[Exercise]: Report how many lines contain "this", with no other words.

[Listed records]:
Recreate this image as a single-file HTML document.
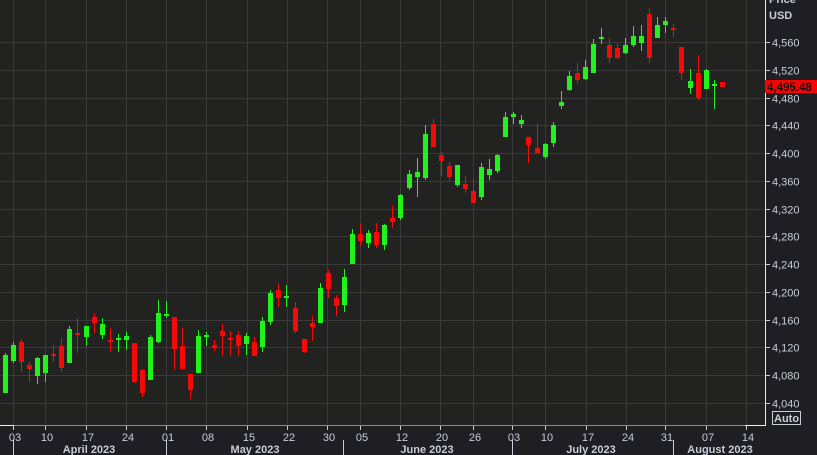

* * *

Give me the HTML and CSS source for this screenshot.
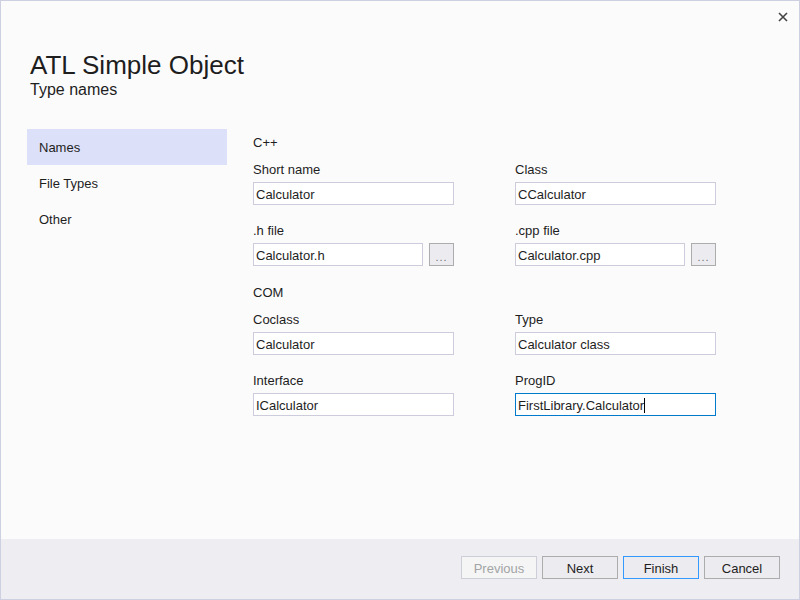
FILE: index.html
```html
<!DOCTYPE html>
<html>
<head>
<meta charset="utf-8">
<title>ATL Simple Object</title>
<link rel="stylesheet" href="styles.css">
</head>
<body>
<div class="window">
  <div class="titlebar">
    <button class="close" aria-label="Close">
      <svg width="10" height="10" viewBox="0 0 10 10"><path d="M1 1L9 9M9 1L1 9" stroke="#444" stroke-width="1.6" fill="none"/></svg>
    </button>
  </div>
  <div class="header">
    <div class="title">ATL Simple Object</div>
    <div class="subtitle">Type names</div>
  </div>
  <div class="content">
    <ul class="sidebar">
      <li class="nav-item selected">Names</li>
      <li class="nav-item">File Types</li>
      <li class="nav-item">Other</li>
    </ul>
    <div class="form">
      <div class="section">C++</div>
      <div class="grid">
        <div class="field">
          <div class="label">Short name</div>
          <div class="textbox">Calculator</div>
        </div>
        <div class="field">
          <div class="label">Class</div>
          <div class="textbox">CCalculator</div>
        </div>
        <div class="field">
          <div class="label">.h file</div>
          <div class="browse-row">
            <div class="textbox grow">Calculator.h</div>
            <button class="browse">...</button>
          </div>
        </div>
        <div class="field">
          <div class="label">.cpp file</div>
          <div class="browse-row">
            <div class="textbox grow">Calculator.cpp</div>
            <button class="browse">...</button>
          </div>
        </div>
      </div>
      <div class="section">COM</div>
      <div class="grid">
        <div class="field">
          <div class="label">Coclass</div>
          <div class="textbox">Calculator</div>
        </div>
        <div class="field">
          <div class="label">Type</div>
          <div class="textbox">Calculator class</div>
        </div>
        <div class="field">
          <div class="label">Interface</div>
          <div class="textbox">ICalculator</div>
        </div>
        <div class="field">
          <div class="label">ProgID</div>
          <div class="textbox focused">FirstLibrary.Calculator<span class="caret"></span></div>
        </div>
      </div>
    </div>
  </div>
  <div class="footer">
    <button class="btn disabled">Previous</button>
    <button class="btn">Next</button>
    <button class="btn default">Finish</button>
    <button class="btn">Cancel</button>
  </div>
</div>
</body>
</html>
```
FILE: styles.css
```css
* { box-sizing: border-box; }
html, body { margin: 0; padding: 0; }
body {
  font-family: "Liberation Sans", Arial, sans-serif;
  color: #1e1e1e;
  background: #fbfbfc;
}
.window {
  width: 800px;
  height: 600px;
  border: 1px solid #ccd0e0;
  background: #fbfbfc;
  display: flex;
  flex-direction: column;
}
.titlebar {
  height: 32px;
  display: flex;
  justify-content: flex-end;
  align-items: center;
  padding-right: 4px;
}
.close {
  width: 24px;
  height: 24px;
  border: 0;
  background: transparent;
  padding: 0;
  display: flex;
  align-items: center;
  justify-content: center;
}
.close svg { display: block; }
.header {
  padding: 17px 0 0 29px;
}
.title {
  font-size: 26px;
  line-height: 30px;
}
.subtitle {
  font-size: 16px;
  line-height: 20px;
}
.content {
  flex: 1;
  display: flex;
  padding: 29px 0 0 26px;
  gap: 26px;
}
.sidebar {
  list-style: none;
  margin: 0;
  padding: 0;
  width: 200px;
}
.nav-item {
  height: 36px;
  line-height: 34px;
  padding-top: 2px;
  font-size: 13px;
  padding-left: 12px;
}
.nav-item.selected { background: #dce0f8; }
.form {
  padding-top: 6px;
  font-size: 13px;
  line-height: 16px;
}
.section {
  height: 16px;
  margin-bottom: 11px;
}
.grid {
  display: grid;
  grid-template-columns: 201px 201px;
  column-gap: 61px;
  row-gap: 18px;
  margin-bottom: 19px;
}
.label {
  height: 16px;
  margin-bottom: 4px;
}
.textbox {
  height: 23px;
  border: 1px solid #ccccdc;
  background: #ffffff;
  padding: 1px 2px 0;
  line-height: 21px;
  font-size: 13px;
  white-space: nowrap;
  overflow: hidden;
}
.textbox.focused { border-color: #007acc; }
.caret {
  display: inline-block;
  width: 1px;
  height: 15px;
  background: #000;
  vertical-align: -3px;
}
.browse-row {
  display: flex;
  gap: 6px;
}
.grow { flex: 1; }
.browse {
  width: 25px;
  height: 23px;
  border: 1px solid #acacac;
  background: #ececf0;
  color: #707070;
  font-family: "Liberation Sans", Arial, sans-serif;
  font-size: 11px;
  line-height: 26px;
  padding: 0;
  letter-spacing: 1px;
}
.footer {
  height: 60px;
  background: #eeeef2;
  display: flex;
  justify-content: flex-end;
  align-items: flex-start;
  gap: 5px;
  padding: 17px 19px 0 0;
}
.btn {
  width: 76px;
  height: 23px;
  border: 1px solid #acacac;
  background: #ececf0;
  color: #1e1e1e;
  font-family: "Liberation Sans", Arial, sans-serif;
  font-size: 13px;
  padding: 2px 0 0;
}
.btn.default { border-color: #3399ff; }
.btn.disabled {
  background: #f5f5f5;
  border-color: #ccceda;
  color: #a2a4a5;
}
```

---

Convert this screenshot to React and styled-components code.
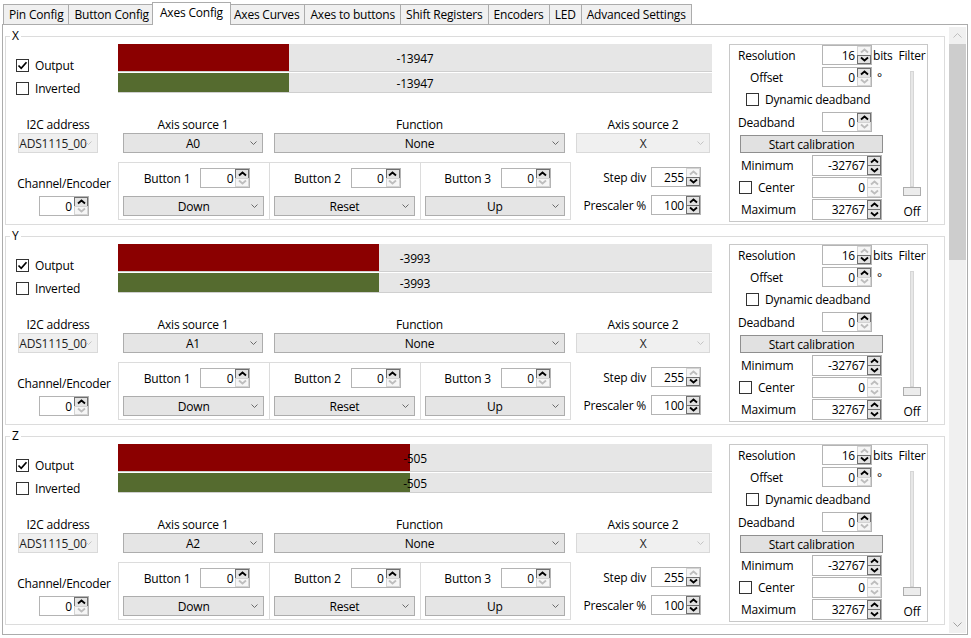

[Answer below]: 3